» GOAL OF THE EXERCISE
Copy every line from the material below that holds "screenshot".

» Records with interface code
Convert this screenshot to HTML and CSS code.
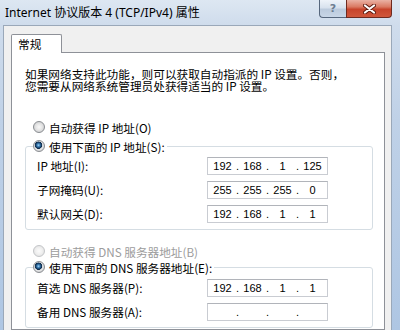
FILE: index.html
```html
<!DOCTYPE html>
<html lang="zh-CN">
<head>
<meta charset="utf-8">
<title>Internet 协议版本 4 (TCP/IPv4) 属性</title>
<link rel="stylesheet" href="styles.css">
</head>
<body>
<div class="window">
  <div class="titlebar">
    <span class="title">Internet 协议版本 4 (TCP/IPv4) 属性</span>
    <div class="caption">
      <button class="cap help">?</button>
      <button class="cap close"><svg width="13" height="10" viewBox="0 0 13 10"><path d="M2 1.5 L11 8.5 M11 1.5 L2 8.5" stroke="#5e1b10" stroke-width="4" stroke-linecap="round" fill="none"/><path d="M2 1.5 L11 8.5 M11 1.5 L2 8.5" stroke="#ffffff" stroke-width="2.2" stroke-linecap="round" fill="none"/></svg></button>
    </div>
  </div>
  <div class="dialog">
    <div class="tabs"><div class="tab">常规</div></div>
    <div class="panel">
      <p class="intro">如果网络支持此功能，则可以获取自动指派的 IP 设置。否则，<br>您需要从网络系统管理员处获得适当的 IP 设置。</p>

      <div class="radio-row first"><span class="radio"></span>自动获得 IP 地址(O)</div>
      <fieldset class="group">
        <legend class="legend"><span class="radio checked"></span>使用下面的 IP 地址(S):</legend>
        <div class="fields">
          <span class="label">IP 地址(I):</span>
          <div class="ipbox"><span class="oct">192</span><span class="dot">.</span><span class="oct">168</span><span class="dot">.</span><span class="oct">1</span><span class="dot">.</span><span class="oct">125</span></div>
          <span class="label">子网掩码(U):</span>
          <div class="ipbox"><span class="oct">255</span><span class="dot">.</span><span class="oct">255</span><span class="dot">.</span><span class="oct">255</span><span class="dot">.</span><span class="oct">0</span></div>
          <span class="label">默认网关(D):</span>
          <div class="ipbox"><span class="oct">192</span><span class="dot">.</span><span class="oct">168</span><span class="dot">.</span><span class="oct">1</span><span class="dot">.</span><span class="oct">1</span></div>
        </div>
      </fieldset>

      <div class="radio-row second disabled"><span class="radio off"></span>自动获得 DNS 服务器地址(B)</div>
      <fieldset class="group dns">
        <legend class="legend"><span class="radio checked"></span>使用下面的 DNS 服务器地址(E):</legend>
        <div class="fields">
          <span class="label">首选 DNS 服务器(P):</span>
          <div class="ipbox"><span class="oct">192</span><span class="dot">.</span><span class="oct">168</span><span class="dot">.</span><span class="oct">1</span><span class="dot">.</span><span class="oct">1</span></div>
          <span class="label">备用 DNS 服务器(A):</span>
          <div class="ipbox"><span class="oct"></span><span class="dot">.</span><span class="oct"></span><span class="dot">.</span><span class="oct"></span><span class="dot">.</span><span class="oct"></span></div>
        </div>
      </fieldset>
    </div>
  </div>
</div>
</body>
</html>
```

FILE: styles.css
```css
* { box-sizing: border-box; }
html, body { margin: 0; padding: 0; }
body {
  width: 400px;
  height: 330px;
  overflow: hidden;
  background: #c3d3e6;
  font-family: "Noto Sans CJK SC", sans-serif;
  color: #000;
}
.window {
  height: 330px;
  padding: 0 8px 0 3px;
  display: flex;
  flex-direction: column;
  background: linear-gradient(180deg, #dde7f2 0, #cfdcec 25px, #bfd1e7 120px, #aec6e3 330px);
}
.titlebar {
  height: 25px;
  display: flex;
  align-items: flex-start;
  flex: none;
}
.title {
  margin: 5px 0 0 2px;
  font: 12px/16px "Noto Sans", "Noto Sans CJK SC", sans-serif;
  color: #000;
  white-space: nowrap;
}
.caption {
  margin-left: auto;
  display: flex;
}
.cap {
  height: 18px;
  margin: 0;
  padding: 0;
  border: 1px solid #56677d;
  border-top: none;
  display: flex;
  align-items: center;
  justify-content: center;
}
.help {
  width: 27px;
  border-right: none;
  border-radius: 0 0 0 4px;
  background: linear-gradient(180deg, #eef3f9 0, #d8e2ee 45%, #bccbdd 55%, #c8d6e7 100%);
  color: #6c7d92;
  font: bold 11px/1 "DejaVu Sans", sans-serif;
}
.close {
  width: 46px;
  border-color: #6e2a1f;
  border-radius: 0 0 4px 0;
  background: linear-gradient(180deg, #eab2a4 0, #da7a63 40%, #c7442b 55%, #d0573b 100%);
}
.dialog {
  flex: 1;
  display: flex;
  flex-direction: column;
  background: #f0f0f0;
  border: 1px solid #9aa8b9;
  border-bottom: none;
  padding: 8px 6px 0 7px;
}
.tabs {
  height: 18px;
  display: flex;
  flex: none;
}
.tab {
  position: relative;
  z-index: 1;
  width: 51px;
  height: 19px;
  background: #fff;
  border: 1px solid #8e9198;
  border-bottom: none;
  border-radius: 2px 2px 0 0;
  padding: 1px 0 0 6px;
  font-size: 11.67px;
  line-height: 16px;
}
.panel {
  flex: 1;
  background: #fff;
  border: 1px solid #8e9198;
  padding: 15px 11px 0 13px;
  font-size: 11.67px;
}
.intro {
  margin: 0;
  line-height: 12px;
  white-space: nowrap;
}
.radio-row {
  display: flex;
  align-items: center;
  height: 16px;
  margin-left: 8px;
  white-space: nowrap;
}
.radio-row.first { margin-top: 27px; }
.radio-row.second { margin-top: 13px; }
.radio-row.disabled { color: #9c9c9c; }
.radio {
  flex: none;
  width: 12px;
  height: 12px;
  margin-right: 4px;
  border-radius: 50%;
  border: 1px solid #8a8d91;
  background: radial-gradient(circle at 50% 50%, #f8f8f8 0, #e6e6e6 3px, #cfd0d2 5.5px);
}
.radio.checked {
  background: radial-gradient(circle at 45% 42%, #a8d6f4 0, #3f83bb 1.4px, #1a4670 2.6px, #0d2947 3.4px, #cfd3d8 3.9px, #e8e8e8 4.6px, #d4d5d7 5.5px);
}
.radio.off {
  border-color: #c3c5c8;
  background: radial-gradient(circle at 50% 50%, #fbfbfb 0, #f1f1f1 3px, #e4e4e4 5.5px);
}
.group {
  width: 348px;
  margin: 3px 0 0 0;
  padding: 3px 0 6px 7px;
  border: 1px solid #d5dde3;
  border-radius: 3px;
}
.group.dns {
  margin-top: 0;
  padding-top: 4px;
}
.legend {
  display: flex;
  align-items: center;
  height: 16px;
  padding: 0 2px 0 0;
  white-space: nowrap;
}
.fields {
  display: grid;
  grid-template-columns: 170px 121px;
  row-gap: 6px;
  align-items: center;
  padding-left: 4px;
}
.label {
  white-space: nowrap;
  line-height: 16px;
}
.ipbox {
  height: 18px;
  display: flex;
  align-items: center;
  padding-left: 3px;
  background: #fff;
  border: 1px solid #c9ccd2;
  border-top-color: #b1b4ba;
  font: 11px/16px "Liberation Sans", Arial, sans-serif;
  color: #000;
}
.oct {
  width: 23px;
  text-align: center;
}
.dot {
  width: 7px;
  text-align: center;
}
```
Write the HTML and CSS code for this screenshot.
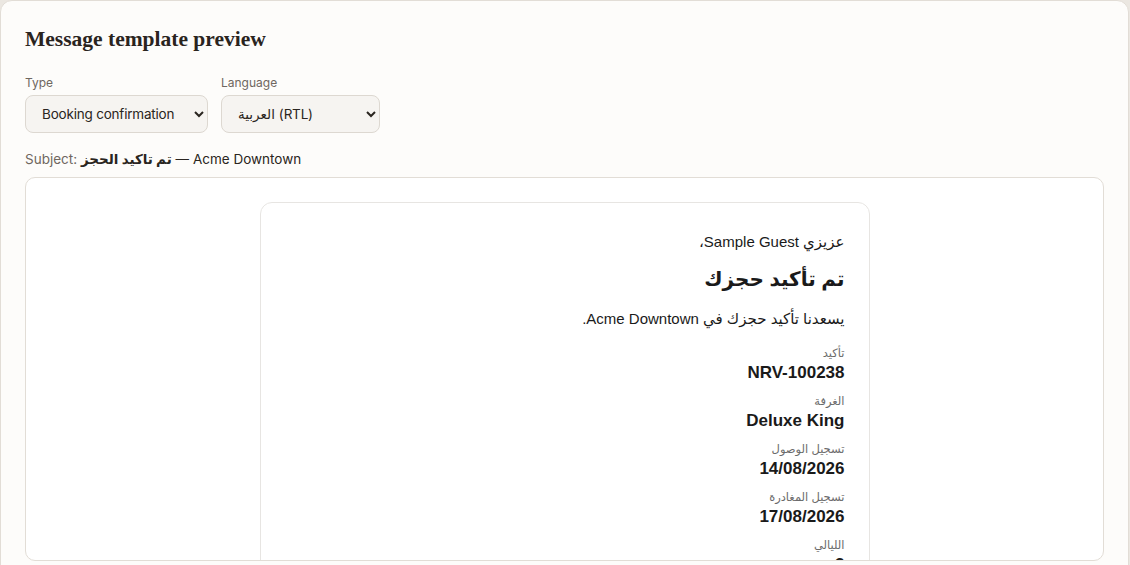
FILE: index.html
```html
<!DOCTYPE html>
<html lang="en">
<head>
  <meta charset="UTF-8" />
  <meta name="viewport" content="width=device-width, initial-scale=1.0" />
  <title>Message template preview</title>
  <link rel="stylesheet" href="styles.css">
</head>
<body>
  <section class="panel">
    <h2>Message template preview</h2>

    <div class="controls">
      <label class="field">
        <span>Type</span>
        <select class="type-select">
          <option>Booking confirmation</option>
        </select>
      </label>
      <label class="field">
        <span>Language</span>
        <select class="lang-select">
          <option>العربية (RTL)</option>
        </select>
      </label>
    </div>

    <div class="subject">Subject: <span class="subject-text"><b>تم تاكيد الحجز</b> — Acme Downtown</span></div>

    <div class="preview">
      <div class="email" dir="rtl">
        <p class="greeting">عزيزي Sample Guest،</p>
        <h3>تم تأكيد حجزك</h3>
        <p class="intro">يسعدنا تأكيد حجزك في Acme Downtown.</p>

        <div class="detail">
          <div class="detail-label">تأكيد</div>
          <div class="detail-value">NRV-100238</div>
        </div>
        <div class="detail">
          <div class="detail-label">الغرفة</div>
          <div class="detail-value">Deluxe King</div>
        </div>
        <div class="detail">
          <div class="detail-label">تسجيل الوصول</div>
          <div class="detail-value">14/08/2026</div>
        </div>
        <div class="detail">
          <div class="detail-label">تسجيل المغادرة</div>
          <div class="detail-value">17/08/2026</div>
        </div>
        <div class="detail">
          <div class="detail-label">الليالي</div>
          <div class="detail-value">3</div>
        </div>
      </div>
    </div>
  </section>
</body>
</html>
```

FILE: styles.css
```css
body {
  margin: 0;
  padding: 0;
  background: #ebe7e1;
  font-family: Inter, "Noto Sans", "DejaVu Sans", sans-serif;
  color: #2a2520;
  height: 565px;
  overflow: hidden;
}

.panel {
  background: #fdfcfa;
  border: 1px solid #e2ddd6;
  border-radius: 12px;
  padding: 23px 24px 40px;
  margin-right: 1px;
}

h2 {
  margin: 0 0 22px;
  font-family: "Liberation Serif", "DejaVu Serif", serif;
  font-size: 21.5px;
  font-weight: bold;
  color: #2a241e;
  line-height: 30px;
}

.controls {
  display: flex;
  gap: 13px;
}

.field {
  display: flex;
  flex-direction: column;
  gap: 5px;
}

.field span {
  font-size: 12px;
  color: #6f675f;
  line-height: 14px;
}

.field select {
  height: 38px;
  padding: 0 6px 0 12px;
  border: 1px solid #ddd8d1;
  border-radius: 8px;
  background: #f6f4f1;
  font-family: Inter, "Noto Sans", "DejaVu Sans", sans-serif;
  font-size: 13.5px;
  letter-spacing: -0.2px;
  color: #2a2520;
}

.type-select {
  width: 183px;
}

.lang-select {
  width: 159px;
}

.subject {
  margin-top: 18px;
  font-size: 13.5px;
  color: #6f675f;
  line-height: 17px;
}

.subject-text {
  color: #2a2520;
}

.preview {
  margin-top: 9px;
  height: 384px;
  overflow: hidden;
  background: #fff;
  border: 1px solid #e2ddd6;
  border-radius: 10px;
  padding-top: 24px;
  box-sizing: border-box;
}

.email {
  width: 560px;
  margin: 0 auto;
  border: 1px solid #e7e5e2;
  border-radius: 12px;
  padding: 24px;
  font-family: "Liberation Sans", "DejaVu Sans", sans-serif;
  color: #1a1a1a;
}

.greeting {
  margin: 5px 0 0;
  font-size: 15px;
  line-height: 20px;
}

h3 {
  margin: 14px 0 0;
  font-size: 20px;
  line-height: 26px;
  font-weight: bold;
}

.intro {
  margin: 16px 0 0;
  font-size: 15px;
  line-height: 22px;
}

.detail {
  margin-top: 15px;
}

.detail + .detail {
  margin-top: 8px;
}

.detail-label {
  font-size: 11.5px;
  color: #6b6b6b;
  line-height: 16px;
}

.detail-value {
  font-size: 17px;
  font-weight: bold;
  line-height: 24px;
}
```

» ANSWER
Convert this screenshot to HTML and CSS code.
Write the HTML and CSS code for this screenshot.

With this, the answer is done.